Ronnie Kasrils’ Armed & Dangerous – My Underground Struggle Against Apartheid tells his story as one of the leaders of the ANC’s armed wing. Hugely popular in the black townships, Ronnie, a white South African, is a living testimony to the slogan ‘black and white unite and fight’. In exile in the late 1960s he enrolled at the LSE. Despite the fiercest of efforts by the International Socialists (forerunner of the SWP) his dedication to Stalin remained undimmed. It collapsed only with the Berlin Wall in 1989, leaving him politically rudderless but still insisting on his communism with a small ‘c’.
Easily my number one favourite book this year was Christopher Hill’s Milton and the English Revolution which I found in Chicago the previous summer. The beauty of the book is not just that it illuminates Milton’s great poems with his enthusiasm for the revolution, but that it brings to life the poet’s political commitment before he even became a poet. His Defence of the People of England is as powerful a defence of what went on in the 1640s as anything ever said or written. ‘You offer an additional reason for your opposition;’ he scoffed at an opponent, ‘things would seem turned upside down. This would be a welcome change, for it would be the end of mankind if the worst situations were unalterable.’

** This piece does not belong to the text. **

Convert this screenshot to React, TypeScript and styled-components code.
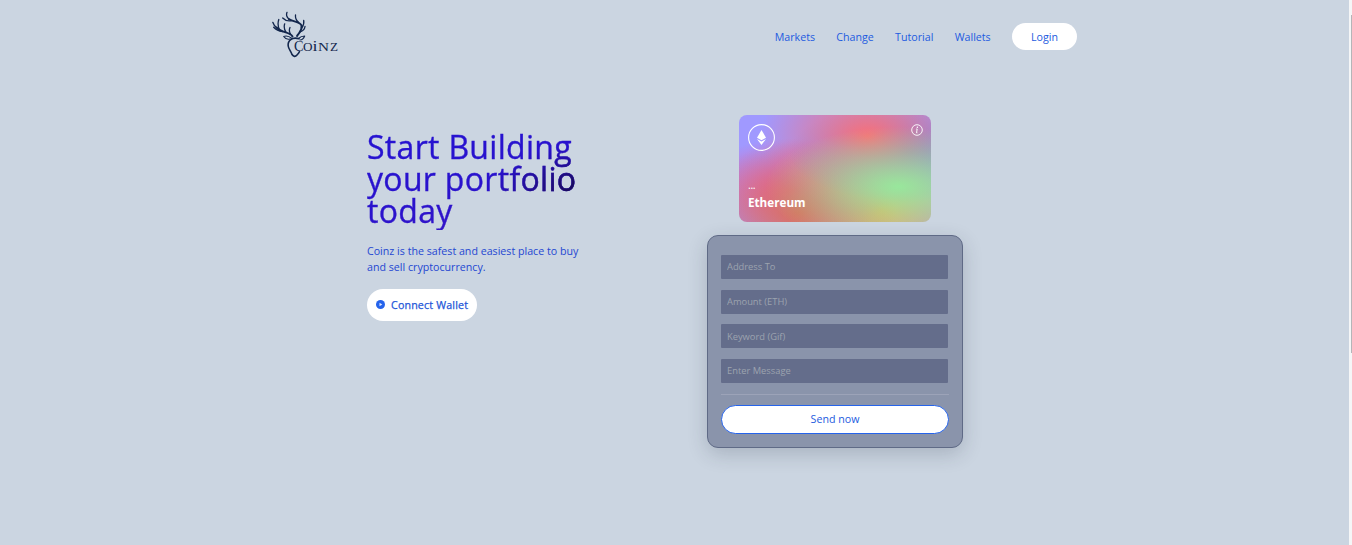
import React from "react";
import styled, { createGlobalStyle } from "styled-components";

const GlobalStyle = createGlobalStyle`
  * { box-sizing: border-box; }
  body {
    margin: 0;
    overflow: hidden;
    background: #cbd5e1;
    font-family: "Open Sans", "Noto Sans", sans-serif;
    font-size: 10.67px;
    line-height: 16px;
    color: #1d4ed8;
  }
  button, input { font-family: inherit; }
`;

const Shell = styled.div`
  display: flex;
  height: 545px;
`;

const Page = styled.div`
  flex: 1;
  display: flex;
  flex-direction: column;
`;

const ScrollTrack = styled.div`
  width: 3px;
  padding: 15px 0 0 2px;
  background: #f5f6f7;
`;

const ScrollThumb = styled.div`
  height: 338px;
  background: #b4b5b8;
`;

const Header = styled.header`
  display: flex;
  justify-content: space-between;
  width: 805px;
  height: 73px;
  margin-left: 272px;
`;

const Logo = styled.svg`
  display: block;
  width: 72px;
  height: 50px;
  margin-top: 10px;
`;

const Nav = styled.nav`
  display: flex;
  align-items: center;
  gap: 21.3px;
`;

const NavLink = styled.a`
  color: #1d5be0;
  white-space: nowrap;
`;

const LoginButton = styled.button`
  width: 65px;
  height: 27px;
  padding: 0;
  border: 0;
  border-radius: 14px;
  background: #fff;
  color: #1d5be0;
  font-size: 10.67px;
`;

const Main = styled.main`
  display: flex;
  align-items: flex-start;
  padding-left: 367px;
`;

const Intro = styled.section`
  width: 227px;
  margin: 58px 113px 0 0;
`;

const Title = styled.h1`
  margin: 0;
  padding-bottom: 3px;
  font-size: 32px;
  line-height: 32px;
  font-weight: 400;
  letter-spacing: 0.31px;
  white-space: nowrap;
  color: transparent;
  -webkit-text-stroke: 0.35px transparent;
  background: radial-gradient(ellipse 105px 48px at 100% 62%, #0f0a3c 0%, #1c0b68 30%, rgba(42, 18, 204, 0) 100%),
    linear-gradient(165deg, #2512d2 0%, #2a12cc 55%, #4018c4 100%);
  -webkit-background-clip: text;
  background-clip: text;
`;

const Lead = styled.p`
  margin: 13px 0 14px;
  color: #2447d2;
`;

const WalletButton = styled.button`
  display: flex;
  align-items: center;
  gap: 6px;
  width: 110px;
  height: 32px;
  padding: 0 0 0 9px;
  border: 0;
  border-radius: 16px;
  background: #fff;
  color: #1d55d8;
  font-size: 10.67px;
  letter-spacing: 0.17px;
  -webkit-text-stroke: 0.25px #1d55d8;
  white-space: nowrap;
`;

const PlayIcon = styled.svg`
  flex: none;
  width: 9px;
  height: 9px;
  margin-top: -2px;
`;

const Transfer = styled.section`
  display: flex;
  flex-direction: column;
  align-items: center;
  width: 256px;
  padding-top: 42px;
`;

const CryptoCard = styled.div`
  display: flex;
  flex-direction: column;
  justify-content: space-between;
  width: 192px;
  height: 107px;
  padding: 9px 8px 11px 9px;
  border-radius: 8px;
  color: #fff;
  background-color: #a099ff;
  background-image: radial-gradient(at 83% 67%, rgb(152, 231, 156) 0, transparent 59%),
    radial-gradient(at 67% 20%, hsla(357, 94%, 71%, 1) 0, transparent 59%),
    radial-gradient(at 88% 35%, hsla(222, 81%, 65%, 1) 0, transparent 50%),
    radial-gradient(at 31% 91%, hsla(9, 61%, 61%, 1) 0, transparent 52%),
    radial-gradient(at 27% 71%, hsla(336, 91%, 65%, 1) 0, transparent 49%),
    radial-gradient(at 74% 89%, hsla(30, 98%, 65%, 1) 0, transparent 51%),
    radial-gradient(at 53% 75%, hsla(174, 94%, 68%, 1) 0, transparent 45%);
`;

const CardTop = styled.div`
  display: flex;
  justify-content: space-between;
`;

const CoinBadge = styled.svg`
  width: 27px;
  height: 27px;
`;

const InfoIcon = styled.svg`
  width: 12px;
  height: 12px;
`;

const CardAddress = styled.div`
  margin-bottom: 2px;
  font-size: 10.67px;
  line-height: 14px;
  letter-spacing: -0.4px;
`;

const CardName = styled.div`
  font-size: 11.7px;
  line-height: 17px;
  font-weight: 700;
`;

const Form = styled.form`
  width: 256px;
  height: 213px;
  margin-top: 13px;
  padding: 19px 13px 13px;
  border: 1px solid #5f6a86;
  border-radius: 11px;
  background: #8a94ab;
  box-shadow: 0 6px 20px rgba(31, 38, 60, 0.2);
`;

const Field = styled.input`
  display: block;
  width: 227px;
  height: 24px;
  margin: 0 0 10.67px;
  padding: 0 6px 0.5px;
  border: 0;
  border-radius: 1px;
  background: #646d8b;
  color: #fff;
  font-size: 9.33px;
  &::placeholder { color: #9ca3af; opacity: 1; }
`;

const Divider = styled.div`
  height: 1px;
  margin-bottom: 10.5px;
  background: #9ca3b8;
`;

const SendButton = styled.button`
  display: block;
  width: 228px;
  height: 29px;
  padding: 0 0 1px;
  border: 1px solid #2563eb;
  border-radius: 15px;
  background: #fff;
  color: #1d5be0;
  font-size: 10.67px;
`;

const navItems = ["Markets", "Change", "Tutorial", "Wallets"];
const fields = ["Address To", "Amount (ETH)", "Keyword (Gif)", "Enter Message"];

function DeerLogo() {
  return (
    <Logo viewBox="0 0 72 50" fill="none" stroke="#12264c" strokeLinecap="round" strokeLinejoin="round">
      <g strokeWidth="1.900">
        <path d="M20.500 26.500C18 21.500 10 23.500 4.500 17.500" />
        <path d="M25 26C27 22.500 30.500 21 29.500 15.500C27.500 11 22 12.500 16.800 9" />
      </g>
      <g strokeWidth="1.300">
        <path d="M4.500 17.500Q1.800 15.500 .8 12.300M7.500 19.800Q5 14.500 6.800 9.500M10.500 21.500Q5 21 1.700 17.300M14 22.300Q11.300 18 12.700 13.800M18.500 24Q16.500 20.500 18 17.500" />
        <path d="M16.800 9Q13.500 6 15 2.300M19 10.800Q14 11.500 10.700 8M26.500 12.300Q23 9.500 23.500 5M29.700 18Q32.500 14.500 31.700 10.500M28 22Q32.500 20.500 33 16.500" />
      </g>
      <path d="M20 28.500Q15.500 25 11.700 26.500Q14 30 18 29M26.500 28.500Q29 26 32.700 26Q31 30 28 30" strokeWidth="1.100" />
      <path d="M27 28.800C20 26.500 15.500 31 16.200 36C16.700 39.500 19 41 20 44.500Q22.500 48 25 45Q27 43 27.500 41.500" strokeWidth="1.600" />
      <g fill="#12264c" stroke="none" fontFamily='"Liberation Serif", serif'>
        <text x="22" y="40.700" fontSize="15.500" textLength="9.500" lengthAdjust="spacingAndGlyphs">C</text>
        <text x="31" y="40.700" fontSize="13" textLength="9.500" lengthAdjust="spacingAndGlyphs">O</text>
        <text x="40.500" y="40.700" fontSize="15" textLength="5" lengthAdjust="spacingAndGlyphs">i</text>
        <text x="46" y="40.700" fontSize="13" textLength="11" lengthAdjust="spacingAndGlyphs">N</text>
        <text x="58" y="40.700" fontSize="13" textLength="8" lengthAdjust="spacingAndGlyphs">Z</text>
      </g>
    </Logo>
  );
}

export default function App() {
  return (
    <>
      <GlobalStyle />
      <Shell>
        <Page>
          <Header>
            <DeerLogo />
            <Nav>
              {navItems.map((item) => (
                <NavLink key={item}>{item}</NavLink>
              ))}
              <LoginButton>Login</LoginButton>
            </Nav>
          </Header>
          <Main>
            <Intro>
              <Title>
                Start Building
                <br />
                your portfolio
                <br />
                today
              </Title>
              <Lead>
                Coinz is the safest and easiest place to buy
                <br />
                and sell cryptocurrency.
              </Lead>
              <WalletButton>
                <PlayIcon viewBox="0 0 9 9">
                  <circle cx="4.500" cy="4.500" r="4.500" fill="#2563eb" />
                  <path d="M3.500 2.700L6.300 4.500L3.500 6.300Z" fill="#dfe9ff" />
                </PlayIcon>
                Connect Wallet
              </WalletButton>
            </Intro>
            <Transfer>
              <CryptoCard>
                <CardTop>
                  <CoinBadge viewBox="0 0 27 27">
                    <circle cx="13.500" cy="13.500" r="12.900" fill="none" stroke="#fff" strokeWidth="1.100" />
                    <path d="M13.500 6L18 13.700L13.500 16.300L9 13.700Z" fill="#fff" />
                    <path d="M9 14.900L13.500 17.500L18 14.900L13.500 21Z" fill="#fff" />
                  </CoinBadge>
                  <InfoIcon viewBox="0 0 12 12">
                    <circle cx="6" cy="6" r="5.300" fill="none" stroke="#fff" strokeWidth=".9" />
                    <path d="M5.200 5H6.200L5.500 8.800H6.400" fill="none" stroke="#fff" strokeWidth=".9" />
                    <circle cx="6.400" cy="3.200" r=".75" fill="#fff" />
                  </InfoIcon>
                </CardTop>
                <div>
                  <CardAddress>...</CardAddress>
                  <CardName>Ethereum</CardName>
                </div>
              </CryptoCard>
              <Form>
                {fields.map((field) => (
                  <Field key={field} placeholder={field} />
                ))}
                <Divider />
                <SendButton type="button">Send now</SendButton>
              </Form>
            </Transfer>
          </Main>
        </Page>
        <ScrollTrack>
          <ScrollThumb />
        </ScrollTrack>
      </Shell>
    </>
  );
}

Number two was Tom Bower’s Tiny Rowland, a meticulous detailed, tremendously readable account of quite incredible skulduggery in high places and the third, if I’m honest, was Alan Clark’s Diaries, if only because these Tories so rarely tell the truth about what they feel for each other. Clark’s best story tells how he and Jonathan Aitken reacted when Michael Mates (a fellow back bencher) supported Heseltine against Thatcher. They leaked Mates’s defence business interests to Labour MP Tam Dalyell. Mates was exposed and humbled and the two naughty boys sniggered all the way home to Mother. These are the people who boast all the time of their loyalty.